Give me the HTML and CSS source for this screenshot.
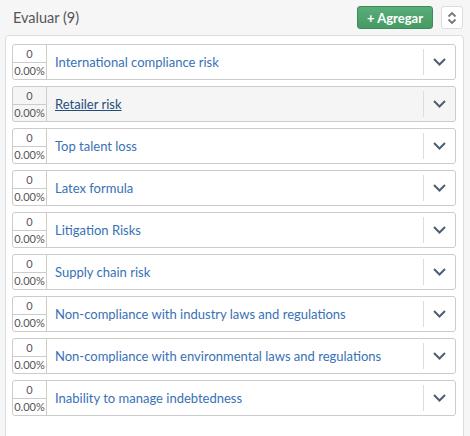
■ ■ ■
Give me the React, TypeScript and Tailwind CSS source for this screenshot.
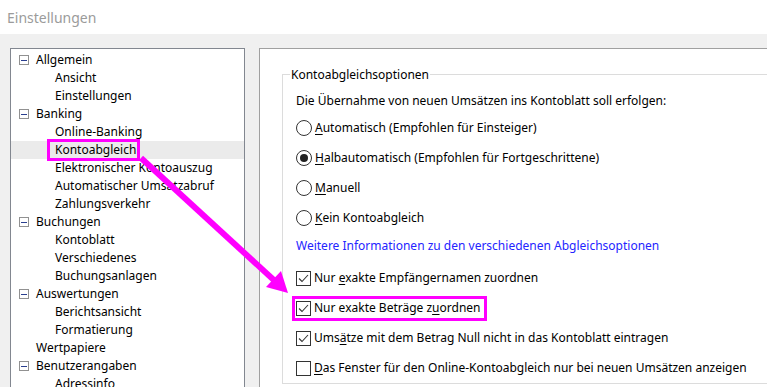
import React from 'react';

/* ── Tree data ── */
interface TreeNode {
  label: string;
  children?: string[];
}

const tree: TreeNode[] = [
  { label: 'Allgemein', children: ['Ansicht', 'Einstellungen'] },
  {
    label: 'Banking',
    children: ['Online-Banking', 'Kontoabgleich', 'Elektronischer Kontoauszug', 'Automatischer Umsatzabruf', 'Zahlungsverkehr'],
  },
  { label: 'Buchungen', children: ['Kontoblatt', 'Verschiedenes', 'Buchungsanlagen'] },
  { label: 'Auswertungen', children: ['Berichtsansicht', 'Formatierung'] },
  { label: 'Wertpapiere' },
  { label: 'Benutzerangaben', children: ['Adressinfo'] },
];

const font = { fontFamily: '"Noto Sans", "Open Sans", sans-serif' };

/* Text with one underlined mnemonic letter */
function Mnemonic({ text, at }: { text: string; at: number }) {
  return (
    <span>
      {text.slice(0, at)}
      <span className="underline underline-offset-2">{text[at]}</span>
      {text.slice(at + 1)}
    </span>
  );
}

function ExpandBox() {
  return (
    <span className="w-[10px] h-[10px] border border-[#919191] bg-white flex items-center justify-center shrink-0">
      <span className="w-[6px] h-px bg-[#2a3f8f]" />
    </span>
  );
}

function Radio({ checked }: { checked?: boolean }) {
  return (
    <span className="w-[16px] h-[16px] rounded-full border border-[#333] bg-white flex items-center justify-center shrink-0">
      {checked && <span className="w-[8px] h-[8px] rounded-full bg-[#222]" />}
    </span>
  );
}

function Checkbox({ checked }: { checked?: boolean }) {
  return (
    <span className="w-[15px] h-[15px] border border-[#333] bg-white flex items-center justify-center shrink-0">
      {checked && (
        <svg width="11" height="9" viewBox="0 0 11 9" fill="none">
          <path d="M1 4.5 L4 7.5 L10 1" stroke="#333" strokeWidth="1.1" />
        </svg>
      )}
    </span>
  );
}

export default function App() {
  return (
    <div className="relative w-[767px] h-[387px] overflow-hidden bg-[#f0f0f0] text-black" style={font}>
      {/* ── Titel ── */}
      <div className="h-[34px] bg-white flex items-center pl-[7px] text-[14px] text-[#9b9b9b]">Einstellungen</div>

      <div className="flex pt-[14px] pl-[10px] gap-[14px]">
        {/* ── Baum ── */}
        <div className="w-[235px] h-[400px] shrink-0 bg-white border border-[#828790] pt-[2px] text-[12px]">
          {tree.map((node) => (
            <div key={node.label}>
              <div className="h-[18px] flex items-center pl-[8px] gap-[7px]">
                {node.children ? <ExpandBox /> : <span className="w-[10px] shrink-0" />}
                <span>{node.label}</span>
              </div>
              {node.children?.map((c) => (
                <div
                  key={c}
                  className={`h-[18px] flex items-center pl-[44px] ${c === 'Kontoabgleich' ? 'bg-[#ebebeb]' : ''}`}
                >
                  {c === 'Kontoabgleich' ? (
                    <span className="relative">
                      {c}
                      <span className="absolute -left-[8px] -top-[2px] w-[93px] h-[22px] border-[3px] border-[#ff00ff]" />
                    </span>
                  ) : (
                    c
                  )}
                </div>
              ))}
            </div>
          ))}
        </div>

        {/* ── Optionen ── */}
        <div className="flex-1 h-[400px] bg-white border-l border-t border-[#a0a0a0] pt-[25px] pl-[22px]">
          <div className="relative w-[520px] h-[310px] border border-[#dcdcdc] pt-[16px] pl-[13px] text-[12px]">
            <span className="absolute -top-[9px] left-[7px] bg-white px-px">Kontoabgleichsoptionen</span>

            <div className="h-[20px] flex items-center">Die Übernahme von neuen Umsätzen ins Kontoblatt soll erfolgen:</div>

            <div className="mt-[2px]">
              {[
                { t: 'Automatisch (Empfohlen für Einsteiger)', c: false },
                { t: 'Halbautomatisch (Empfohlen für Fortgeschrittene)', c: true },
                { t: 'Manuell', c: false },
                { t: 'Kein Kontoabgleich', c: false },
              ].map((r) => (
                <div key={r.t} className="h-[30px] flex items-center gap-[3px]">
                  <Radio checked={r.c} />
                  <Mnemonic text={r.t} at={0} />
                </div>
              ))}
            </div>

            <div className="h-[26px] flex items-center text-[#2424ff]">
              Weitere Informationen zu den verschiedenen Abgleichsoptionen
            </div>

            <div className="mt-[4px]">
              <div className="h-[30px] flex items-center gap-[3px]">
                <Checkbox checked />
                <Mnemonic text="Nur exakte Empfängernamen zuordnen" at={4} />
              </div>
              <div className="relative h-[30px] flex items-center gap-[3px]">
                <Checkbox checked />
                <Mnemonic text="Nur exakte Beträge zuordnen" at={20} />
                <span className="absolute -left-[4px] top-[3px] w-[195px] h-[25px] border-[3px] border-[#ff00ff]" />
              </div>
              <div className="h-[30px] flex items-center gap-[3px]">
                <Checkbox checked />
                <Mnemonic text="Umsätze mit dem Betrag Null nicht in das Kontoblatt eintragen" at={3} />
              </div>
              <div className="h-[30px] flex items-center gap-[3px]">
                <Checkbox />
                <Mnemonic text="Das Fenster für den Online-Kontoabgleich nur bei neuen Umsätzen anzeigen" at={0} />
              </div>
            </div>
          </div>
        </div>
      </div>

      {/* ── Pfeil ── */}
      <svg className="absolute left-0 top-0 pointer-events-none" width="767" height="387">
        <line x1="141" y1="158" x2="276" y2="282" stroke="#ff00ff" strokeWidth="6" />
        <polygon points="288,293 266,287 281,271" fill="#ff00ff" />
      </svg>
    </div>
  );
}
■ ■ ■
### What to work on
Identify the lines in the entries that hold "React" and return each one.

### Output for this task
Give me the React, TypeScript and Tailwind CSS source for this screenshot.
import React from 'react';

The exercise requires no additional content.